What happened
Several senators this week said they were disappointed with attorney general nominee Michael Mukasey’s refusal to say whether the Bush administration’s use of harsh interrogation methods on terror suspects was constitutional. But leaders of both parties said they still expect the Senate Judiciary Committee will vote next month to sign off and send the nomination to the full Senate, which is expected to confirm Mukasey.

What the commentators said
The “wave of support” for Mukasey from Democrats was “surprising,” said Jonathan Turley in the Los Angeles Times (free registration). He refused to “denounce the deplorable practice of ‘waterboarding’" and seemed willing to “lie to duck the issue.” That alone is enough to disqualify him from the job. We need someone “who will denounce torture.”

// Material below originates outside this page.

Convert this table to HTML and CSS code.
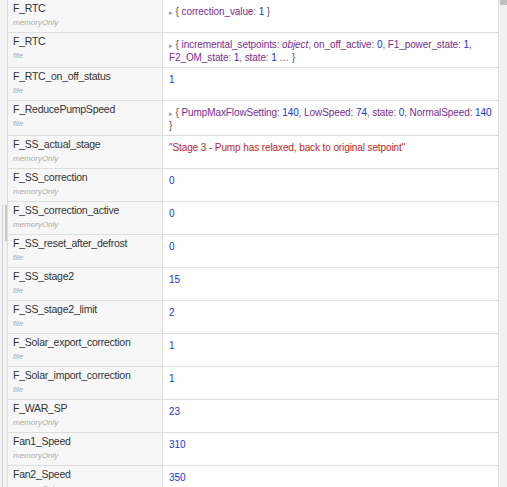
FILE: index.html
```html
<!DOCTYPE html>
<html>
<head>
<meta charset="utf-8">
<link rel="stylesheet" href="styles.css">
</head>
<body>
<div class="panel">
  <div class="gutter"><div class="gutter-line"><div class="gutter-thumb"></div></div></div>
  <div class="table">
    <div class="row"><div class="key"><div class="name">F_RTC</div><div class="store">memoryOnly</div></div><div class="val"><span class="arrow">▸</span> <span class="brace">{</span> <span class="okey">correction_value</span>: <span class="num">1</span> <span class="brace">}</span></div></div>
    <div class="row tall"><div class="key"><div class="name">F_RTC</div><div class="store">file</div></div><div class="val"><span class="arrow">▸</span> <span class="brace">{</span> <span class="okey">incremental_setpoints</span>: <span class="meta">object</span>, <span class="okey">on_off_active</span>: <span class="num">0</span>, <span class="okey">F1_power_state</span>: <span class="num">1</span>, <span class="okey">F2_OM_state</span>: <span class="num">1</span>, <span class="okey">state</span>: <span class="num">1</span> … <span class="brace">}</span></div></div>
    <div class="row"><div class="key"><div class="name">F_RTC_on_off_status</div><div class="store">file</div></div><div class="val"><span class="num">1</span></div></div>
    <div class="row tall"><div class="key"><div class="name">F_ReducePumpSpeed</div><div class="store">file</div></div><div class="val"><span class="arrow">▸</span> <span class="brace">{</span> <span class="okey">PumpMaxFlowSetting</span>: <span class="num">140</span>, <span class="okey">LowSpeed</span>: <span class="num">74</span>, <span class="okey">state</span>: <span class="num">0</span>, <span class="okey">NormalSpeed</span>: <span class="num">140</span> <span class="brace">}</span></div></div>
    <div class="row"><div class="key"><div class="name">F_SS_actual_stage</div><div class="store">memoryOnly</div></div><div class="val"><span class="str">"Stage 3 - Pump has relaxed, back to original setpoint"</span></div></div>
    <div class="row"><div class="key"><div class="name">F_SS_correction</div><div class="store">memoryOnly</div></div><div class="val"><span class="num">0</span></div></div>
    <div class="row"><div class="key"><div class="name">F_SS_correction_active</div><div class="store">memoryOnly</div></div><div class="val"><span class="num">0</span></div></div>
    <div class="row"><div class="key"><div class="name">F_SS_reset_after_defrost</div><div class="store">file</div></div><div class="val"><span class="num">0</span></div></div>
    <div class="row"><div class="key"><div class="name">F_SS_stage2</div><div class="store">file</div></div><div class="val"><span class="num">15</span></div></div>
    <div class="row"><div class="key"><div class="name">F_SS_stage2_limit</div><div class="store">file</div></div><div class="val"><span class="num">2</span></div></div>
    <div class="row"><div class="key"><div class="name">F_Solar_export_correction</div><div class="store">file</div></div><div class="val"><span class="num">1</span></div></div>
    <div class="row"><div class="key"><div class="name">F_Solar_import_correction</div><div class="store">file</div></div><div class="val"><span class="num">1</span></div></div>
    <div class="row"><div class="key"><div class="name">F_WAR_SP</div><div class="store">memoryOnly</div></div><div class="val"><span class="num">23</span></div></div>
    <div class="row"><div class="key"><div class="name">Fan1_Speed</div><div class="store">memoryOnly</div></div><div class="val"><span class="num">310</span></div></div>
    <div class="row"><div class="key"><div class="name">Fan2_Speed</div><div class="store">memoryOnly</div></div><div class="val"><span class="num">350</span></div></div>
  </div>
  <div class="scrollbar"><div class="thumb"></div></div>
</div>
</body>
</html>
```

FILE: styles.css
```css
html, body {
  margin: 0;
  padding: 0;
  background: #f3f3f3;
  font-family: "Liberation Sans", Arial, sans-serif;
}
.panel {
  display: flex;
  height: 487px;
  overflow: hidden;
}
.gutter {
  width: 8px;
  flex: none;
  padding-left: 2px;
  box-sizing: border-box;
  border-right: 1px solid #dcdcdc;
  background: #f3f3f3;
}
.gutter-line {
  height: 100%;
  border-left: 1px solid #cfcfcf;
}
.gutter-thumb {
  margin-top: 205px;
  margin-left: 2px;
  width: 2px;
  height: 36px;
  background: #c8c8c8;
}
.table {
  width: 490px;
  flex: none;
  border-right: 1px solid #e0e0e0;
  margin-top: -1px;
}
.row {
  display: flex;
  border-top: 1px solid #dedede;
  min-height: 32px;
}
.key {
  width: 155px;
  flex: none;
  box-sizing: border-box;
  padding: 1px 4px 0 5px;
  background: #f7f7f7;
  border-right: 1px solid #dedede;
}
.name {
  font-size: 10.5px;
  letter-spacing: -0.25px;
  line-height: 15px;
  color: #333;
  white-space: nowrap;
}
.store {
  font-size: 8px;
  line-height: 14px;
  font-style: italic;
  color: #aaa;
}
.val {
  flex: 1;
  background: #fff;
  padding: 6px 6px 3px 6px;
  font-size: 10px;
  letter-spacing: -0.1px;
  line-height: 12px;
  color: #666;
}
.arrow {
  color: #999;
  font-size: 7px;
}
.brace { color: #555; }
.okey { color: #792e90; }
.meta { color: #792e90; font-style: italic; }
.num { color: #2033d6; }
.str { color: #b72828; }
.scrollbar {
  flex: 1;
  background: #f1f1f1;
}
.thumb {
  height: 5px;
  margin-left: 1px;
  background: #c1c1c1;
}
```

Mukasey promised to resign if the president violated the Constitution, said Robert F. Turner in OpinionJournal.com. What more do you want? Some critics complained that Mukasey wouldn’t use the federal wiretapping law to prevent the administration from using warrantless surveillance of foreign terror suspects, but that would “usurp presidential power” granted by the Constitution.

The debates over “the proper scope of federal power” won’t end when Bush leaves office, said Jeff Jacoby in The Boston Globe (free registration). At least, let’s hope they don’t. “We should welcome them as signs not just of factiousness, but of strength: Americans argue about fundamental freedoms because Americans are fundamentally free.”